**Written problem**. Exactly reproduce the lines that run from the one containing "Give me the" through the one containing "number; band?: number", ends included, with no pictures.
>> START
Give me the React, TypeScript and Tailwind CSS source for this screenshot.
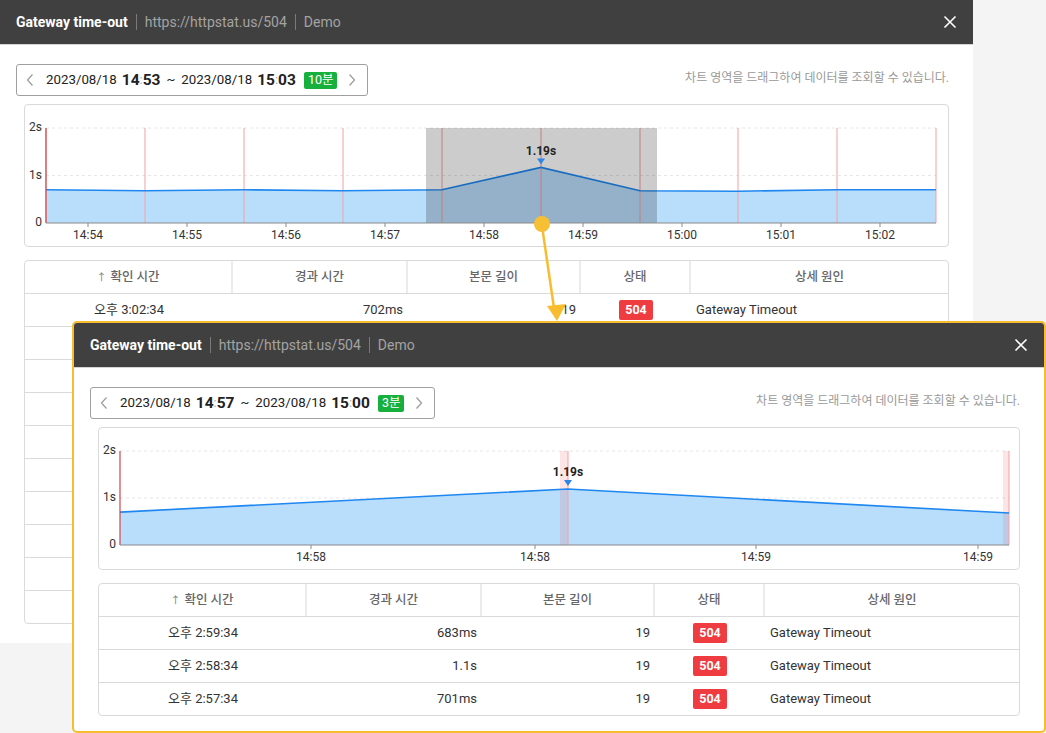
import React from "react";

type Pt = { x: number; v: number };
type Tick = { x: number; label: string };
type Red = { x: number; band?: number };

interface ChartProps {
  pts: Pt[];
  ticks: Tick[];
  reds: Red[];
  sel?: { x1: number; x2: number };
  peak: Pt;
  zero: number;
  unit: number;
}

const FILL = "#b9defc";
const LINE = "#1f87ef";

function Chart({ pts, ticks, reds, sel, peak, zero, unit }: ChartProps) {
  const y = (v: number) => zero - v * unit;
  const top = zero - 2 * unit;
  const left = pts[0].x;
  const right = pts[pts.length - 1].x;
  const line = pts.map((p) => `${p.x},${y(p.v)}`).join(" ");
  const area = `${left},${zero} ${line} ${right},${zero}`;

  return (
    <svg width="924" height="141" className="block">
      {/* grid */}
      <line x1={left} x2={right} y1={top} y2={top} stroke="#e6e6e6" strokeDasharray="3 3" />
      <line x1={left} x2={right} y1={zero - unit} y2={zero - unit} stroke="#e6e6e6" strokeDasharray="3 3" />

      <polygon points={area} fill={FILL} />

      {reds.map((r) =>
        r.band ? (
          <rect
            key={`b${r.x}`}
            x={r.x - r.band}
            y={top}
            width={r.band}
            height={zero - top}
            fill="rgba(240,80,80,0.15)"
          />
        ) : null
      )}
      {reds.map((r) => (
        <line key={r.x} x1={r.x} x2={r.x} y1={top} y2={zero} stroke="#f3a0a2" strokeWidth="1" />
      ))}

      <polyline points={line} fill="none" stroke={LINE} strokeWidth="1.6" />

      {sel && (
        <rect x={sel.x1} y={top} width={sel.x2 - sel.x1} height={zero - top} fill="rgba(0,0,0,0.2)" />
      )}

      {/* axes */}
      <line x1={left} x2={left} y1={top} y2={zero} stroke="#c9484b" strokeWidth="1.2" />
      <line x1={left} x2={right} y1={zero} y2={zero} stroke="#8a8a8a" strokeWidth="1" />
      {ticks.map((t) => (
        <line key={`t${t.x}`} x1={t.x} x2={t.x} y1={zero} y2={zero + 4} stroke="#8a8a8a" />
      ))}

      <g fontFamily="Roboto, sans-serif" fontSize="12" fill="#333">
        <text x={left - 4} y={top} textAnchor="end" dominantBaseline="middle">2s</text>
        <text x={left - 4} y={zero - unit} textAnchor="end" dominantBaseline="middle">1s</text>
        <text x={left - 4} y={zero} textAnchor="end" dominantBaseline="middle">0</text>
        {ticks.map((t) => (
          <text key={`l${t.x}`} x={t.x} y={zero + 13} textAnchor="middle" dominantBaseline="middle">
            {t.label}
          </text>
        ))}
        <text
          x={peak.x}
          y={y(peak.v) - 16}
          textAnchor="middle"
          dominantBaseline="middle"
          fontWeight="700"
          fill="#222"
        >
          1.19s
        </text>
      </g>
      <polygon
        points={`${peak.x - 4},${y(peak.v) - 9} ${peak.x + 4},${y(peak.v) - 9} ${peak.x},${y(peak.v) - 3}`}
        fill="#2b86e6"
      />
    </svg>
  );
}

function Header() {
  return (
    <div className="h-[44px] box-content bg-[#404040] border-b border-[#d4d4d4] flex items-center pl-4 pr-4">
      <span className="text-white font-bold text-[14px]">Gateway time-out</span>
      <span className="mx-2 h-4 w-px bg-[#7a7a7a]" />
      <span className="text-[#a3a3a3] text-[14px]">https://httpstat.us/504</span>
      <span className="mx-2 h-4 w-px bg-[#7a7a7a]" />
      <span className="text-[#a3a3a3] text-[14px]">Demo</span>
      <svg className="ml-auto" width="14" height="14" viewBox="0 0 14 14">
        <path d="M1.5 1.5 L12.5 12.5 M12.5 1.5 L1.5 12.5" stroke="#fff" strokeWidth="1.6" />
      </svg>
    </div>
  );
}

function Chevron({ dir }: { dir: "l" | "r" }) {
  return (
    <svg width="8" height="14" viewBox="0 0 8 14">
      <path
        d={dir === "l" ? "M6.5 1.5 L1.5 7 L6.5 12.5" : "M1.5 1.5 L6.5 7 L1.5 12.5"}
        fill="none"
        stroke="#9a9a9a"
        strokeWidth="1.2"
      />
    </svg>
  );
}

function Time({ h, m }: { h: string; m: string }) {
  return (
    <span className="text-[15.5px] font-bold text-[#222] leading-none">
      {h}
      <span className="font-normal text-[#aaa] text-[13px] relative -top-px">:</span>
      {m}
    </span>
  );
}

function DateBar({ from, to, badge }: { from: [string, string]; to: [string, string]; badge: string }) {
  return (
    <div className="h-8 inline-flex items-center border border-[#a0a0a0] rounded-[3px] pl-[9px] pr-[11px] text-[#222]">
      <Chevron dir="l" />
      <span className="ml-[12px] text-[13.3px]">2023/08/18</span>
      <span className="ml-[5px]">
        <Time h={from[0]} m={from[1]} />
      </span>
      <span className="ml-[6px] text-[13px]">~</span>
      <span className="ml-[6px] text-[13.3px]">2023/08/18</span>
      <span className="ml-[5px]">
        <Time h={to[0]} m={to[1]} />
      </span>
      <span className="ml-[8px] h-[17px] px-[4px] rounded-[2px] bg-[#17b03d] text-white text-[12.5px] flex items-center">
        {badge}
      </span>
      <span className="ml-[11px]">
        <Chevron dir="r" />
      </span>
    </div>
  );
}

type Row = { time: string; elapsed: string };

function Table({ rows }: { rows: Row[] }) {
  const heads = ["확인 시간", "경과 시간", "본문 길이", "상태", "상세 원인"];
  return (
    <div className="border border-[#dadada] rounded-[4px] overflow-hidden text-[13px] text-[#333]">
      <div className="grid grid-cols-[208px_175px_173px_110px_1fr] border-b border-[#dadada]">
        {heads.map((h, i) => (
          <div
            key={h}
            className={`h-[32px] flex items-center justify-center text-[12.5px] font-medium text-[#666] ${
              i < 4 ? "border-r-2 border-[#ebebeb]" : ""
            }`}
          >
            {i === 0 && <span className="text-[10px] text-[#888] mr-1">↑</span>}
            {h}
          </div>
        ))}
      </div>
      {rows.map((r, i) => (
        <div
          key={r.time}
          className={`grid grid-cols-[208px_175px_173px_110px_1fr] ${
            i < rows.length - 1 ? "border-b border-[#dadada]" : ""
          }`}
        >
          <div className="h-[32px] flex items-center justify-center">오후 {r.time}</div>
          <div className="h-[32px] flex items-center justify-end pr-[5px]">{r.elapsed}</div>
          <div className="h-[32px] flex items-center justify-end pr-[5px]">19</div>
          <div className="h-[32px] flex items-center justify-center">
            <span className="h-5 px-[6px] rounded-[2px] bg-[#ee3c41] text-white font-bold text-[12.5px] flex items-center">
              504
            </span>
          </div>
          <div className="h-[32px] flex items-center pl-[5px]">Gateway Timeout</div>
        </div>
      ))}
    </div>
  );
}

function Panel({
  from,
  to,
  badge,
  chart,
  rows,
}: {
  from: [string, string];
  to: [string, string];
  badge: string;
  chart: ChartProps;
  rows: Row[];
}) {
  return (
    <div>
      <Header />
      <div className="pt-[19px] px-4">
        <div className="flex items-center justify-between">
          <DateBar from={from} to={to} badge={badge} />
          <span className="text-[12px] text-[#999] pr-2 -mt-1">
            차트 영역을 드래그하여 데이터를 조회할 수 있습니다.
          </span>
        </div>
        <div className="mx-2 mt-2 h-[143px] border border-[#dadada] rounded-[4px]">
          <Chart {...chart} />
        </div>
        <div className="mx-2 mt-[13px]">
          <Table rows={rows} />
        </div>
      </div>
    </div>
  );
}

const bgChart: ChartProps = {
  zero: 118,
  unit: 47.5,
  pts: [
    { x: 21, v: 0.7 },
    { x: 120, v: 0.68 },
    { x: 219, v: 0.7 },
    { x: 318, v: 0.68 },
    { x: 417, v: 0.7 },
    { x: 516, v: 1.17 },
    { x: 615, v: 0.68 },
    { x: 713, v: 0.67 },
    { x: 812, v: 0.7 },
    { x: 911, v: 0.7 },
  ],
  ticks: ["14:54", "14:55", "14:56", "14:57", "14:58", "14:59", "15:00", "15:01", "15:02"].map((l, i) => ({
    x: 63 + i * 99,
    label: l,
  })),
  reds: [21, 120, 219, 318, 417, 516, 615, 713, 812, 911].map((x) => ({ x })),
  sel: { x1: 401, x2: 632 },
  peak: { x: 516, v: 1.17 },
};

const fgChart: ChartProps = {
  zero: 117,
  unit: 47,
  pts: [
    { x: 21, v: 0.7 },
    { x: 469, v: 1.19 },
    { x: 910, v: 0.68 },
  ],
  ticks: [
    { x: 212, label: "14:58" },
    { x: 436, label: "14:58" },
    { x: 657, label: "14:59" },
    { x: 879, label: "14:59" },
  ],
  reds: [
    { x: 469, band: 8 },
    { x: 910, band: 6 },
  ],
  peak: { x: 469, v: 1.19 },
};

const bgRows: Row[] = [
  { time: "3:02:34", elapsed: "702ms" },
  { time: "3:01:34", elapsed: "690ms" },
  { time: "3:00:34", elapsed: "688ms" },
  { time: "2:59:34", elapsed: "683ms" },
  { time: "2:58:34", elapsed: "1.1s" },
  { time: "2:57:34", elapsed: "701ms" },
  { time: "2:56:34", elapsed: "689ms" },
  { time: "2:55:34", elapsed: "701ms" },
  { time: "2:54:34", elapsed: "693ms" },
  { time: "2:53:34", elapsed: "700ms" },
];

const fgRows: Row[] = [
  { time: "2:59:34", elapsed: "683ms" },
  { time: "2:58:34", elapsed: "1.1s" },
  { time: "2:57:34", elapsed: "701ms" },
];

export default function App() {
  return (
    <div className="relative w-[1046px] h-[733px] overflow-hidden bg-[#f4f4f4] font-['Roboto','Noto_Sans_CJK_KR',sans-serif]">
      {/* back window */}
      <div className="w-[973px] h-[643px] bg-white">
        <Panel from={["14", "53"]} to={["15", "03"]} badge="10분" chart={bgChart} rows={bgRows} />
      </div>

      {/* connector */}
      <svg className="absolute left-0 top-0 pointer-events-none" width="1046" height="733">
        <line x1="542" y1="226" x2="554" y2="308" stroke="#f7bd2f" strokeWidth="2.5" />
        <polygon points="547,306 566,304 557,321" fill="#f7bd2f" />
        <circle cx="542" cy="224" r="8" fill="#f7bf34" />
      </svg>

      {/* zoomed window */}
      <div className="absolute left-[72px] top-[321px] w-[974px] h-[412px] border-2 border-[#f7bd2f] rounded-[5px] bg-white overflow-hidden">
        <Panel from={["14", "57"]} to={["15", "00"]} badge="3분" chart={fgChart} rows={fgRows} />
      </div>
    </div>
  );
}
>> END
>> START
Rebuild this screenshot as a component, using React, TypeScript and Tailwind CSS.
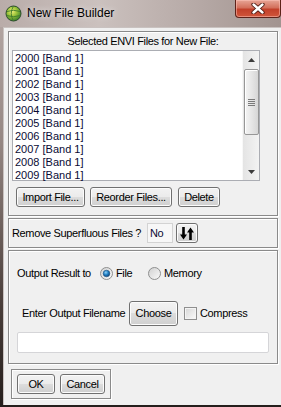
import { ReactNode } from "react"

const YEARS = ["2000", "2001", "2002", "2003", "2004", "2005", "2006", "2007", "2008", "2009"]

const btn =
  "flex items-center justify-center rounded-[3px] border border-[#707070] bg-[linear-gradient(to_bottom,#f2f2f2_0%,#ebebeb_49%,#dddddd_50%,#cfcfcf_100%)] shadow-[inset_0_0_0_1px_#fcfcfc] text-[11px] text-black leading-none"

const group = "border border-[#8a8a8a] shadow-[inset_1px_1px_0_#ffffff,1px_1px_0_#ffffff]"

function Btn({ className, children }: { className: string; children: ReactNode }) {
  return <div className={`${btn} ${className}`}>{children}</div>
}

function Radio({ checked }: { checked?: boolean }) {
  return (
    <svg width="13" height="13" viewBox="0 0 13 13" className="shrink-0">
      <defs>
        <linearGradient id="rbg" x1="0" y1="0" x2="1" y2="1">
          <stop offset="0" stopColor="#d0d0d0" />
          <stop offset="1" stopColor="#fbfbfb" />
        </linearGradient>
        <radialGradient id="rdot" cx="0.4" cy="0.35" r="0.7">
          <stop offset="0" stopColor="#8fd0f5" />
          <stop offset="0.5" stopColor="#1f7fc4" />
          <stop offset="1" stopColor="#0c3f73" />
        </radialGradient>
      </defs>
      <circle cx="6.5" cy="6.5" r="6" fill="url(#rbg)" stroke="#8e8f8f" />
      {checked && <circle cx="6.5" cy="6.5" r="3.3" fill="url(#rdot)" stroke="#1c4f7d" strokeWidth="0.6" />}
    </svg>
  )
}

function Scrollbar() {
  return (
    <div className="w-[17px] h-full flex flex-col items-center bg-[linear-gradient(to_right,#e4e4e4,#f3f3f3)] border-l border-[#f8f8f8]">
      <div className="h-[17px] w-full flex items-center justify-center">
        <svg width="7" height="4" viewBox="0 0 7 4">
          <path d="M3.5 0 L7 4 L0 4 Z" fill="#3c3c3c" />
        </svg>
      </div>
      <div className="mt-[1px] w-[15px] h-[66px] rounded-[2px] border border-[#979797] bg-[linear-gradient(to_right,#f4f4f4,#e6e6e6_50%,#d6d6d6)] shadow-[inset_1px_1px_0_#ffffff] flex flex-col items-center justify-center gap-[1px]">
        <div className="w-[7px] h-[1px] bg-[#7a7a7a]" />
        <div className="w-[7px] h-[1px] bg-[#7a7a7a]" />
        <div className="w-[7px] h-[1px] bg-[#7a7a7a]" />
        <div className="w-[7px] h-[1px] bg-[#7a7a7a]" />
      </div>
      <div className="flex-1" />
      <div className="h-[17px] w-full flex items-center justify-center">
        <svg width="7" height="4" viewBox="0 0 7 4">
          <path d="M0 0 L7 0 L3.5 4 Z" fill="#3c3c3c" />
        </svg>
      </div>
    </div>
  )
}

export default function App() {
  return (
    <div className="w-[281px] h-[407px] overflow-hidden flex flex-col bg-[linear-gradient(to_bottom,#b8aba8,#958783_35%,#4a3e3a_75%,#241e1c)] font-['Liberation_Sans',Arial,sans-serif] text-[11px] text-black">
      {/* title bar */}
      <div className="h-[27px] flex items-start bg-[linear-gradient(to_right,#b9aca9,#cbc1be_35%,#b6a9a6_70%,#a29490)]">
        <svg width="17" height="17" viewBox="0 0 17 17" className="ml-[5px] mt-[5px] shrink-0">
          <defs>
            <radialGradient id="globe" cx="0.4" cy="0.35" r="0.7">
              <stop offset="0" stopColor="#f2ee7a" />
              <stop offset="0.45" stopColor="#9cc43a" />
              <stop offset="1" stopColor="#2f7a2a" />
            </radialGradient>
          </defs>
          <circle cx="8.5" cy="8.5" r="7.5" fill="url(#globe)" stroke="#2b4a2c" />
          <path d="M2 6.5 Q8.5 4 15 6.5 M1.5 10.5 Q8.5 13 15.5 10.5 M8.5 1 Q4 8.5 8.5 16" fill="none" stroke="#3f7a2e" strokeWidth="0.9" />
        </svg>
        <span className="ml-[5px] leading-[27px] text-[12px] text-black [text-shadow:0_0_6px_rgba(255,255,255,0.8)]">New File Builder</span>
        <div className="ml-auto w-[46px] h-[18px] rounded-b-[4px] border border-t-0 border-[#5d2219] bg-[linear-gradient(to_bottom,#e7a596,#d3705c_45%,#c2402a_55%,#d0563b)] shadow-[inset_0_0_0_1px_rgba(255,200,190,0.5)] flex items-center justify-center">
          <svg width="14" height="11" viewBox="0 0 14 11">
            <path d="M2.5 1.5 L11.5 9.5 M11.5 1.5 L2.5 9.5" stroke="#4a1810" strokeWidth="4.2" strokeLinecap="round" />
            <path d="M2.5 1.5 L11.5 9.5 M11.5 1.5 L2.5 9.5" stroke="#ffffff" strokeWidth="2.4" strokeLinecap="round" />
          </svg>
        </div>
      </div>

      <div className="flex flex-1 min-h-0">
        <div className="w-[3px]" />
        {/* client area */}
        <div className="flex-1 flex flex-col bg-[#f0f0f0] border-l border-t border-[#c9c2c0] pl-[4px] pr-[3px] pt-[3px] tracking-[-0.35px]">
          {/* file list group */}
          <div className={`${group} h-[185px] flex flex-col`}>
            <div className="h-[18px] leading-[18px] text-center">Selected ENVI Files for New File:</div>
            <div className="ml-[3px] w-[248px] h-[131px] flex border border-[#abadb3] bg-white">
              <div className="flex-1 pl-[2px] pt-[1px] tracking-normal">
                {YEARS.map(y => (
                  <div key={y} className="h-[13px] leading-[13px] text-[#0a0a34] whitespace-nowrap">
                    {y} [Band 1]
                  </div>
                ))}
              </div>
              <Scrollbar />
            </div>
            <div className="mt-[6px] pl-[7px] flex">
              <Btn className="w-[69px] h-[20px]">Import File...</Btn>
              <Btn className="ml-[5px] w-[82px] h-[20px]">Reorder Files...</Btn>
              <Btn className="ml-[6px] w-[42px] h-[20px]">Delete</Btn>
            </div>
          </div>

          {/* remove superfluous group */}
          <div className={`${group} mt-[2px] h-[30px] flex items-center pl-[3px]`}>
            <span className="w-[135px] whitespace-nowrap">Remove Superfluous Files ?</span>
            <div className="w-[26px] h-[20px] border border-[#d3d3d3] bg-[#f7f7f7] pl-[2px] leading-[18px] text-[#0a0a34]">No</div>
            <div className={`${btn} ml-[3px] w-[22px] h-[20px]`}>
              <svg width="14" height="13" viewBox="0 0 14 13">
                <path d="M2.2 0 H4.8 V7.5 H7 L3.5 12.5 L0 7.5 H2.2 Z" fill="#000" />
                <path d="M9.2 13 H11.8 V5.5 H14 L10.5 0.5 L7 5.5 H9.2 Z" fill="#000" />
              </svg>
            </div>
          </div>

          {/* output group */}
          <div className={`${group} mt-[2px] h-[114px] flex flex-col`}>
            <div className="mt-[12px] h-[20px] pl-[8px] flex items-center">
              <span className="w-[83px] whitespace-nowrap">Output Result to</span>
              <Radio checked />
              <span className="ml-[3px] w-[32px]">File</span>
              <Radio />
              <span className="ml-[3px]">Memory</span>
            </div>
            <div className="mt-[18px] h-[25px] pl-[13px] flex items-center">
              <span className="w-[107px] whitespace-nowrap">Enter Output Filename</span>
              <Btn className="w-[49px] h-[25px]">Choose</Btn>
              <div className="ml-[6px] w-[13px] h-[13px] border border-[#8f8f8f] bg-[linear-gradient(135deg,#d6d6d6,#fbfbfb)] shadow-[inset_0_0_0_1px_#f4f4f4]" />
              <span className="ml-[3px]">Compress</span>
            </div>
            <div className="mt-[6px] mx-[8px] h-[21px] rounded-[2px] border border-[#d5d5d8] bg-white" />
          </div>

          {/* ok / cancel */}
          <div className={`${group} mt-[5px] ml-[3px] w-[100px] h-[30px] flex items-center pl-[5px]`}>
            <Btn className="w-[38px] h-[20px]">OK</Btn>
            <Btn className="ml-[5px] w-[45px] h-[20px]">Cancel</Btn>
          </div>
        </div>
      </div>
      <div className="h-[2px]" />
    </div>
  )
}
>> END
>> START
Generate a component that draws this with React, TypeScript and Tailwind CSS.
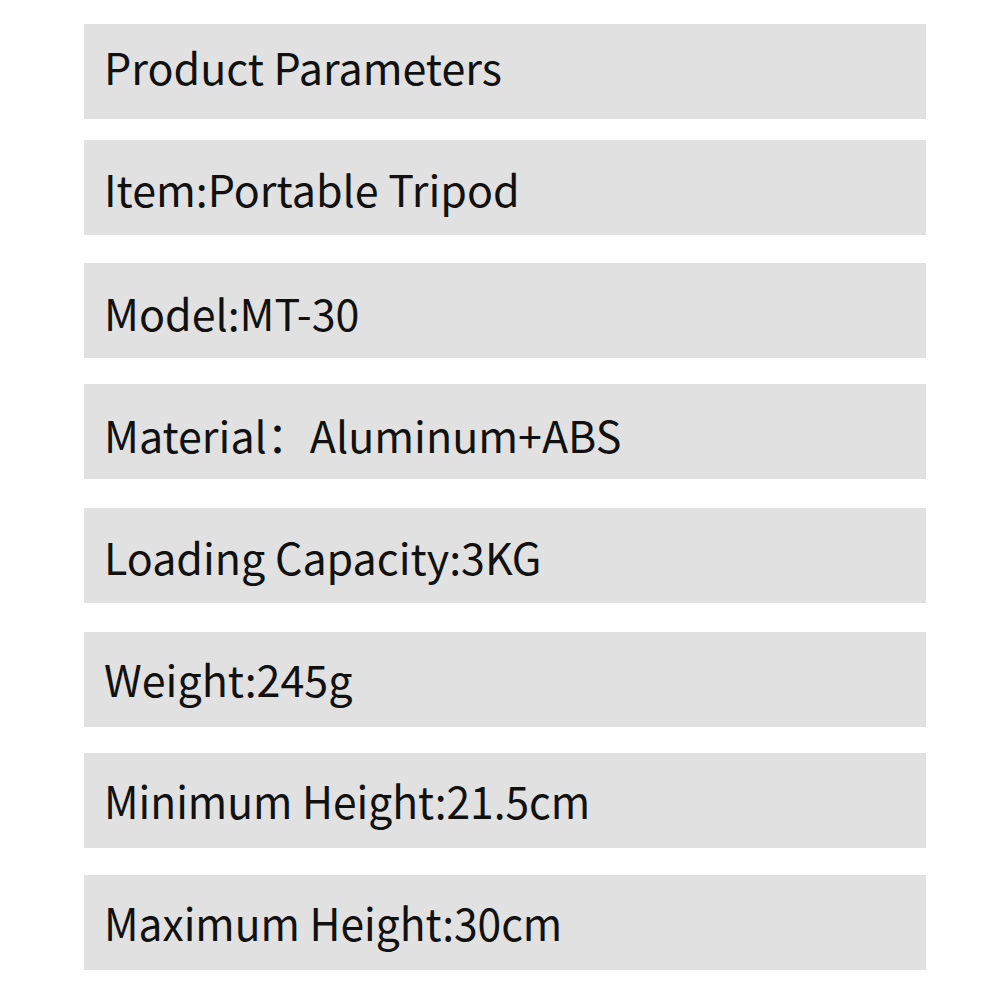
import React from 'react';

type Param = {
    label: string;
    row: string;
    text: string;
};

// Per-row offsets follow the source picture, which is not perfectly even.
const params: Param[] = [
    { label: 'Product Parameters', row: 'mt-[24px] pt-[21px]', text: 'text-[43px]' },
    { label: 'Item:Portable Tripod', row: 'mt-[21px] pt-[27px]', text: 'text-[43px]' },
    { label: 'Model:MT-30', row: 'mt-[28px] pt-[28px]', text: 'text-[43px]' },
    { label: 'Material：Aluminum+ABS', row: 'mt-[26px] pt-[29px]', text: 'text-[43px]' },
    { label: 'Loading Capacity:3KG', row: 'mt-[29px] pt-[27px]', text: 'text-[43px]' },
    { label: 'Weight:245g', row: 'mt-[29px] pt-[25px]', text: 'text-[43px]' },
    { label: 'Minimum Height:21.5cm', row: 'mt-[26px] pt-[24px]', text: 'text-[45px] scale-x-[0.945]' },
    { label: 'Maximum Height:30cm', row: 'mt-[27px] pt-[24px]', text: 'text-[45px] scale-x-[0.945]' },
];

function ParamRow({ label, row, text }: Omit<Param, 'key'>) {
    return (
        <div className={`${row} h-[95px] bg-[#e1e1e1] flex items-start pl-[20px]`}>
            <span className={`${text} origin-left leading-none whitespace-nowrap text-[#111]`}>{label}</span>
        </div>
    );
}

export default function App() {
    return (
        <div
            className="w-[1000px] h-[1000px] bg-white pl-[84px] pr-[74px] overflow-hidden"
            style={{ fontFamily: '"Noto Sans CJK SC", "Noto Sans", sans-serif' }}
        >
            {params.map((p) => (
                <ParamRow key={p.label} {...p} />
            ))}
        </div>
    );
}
>> END
**Result of the exercise**.
Give me the React, TypeScript and Tailwind CSS source for this screenshot.
import React from "react";

type Pt = { x: number; v: number };
type Tick = { x: number; label: string };
type Red = { x: number; band?: number };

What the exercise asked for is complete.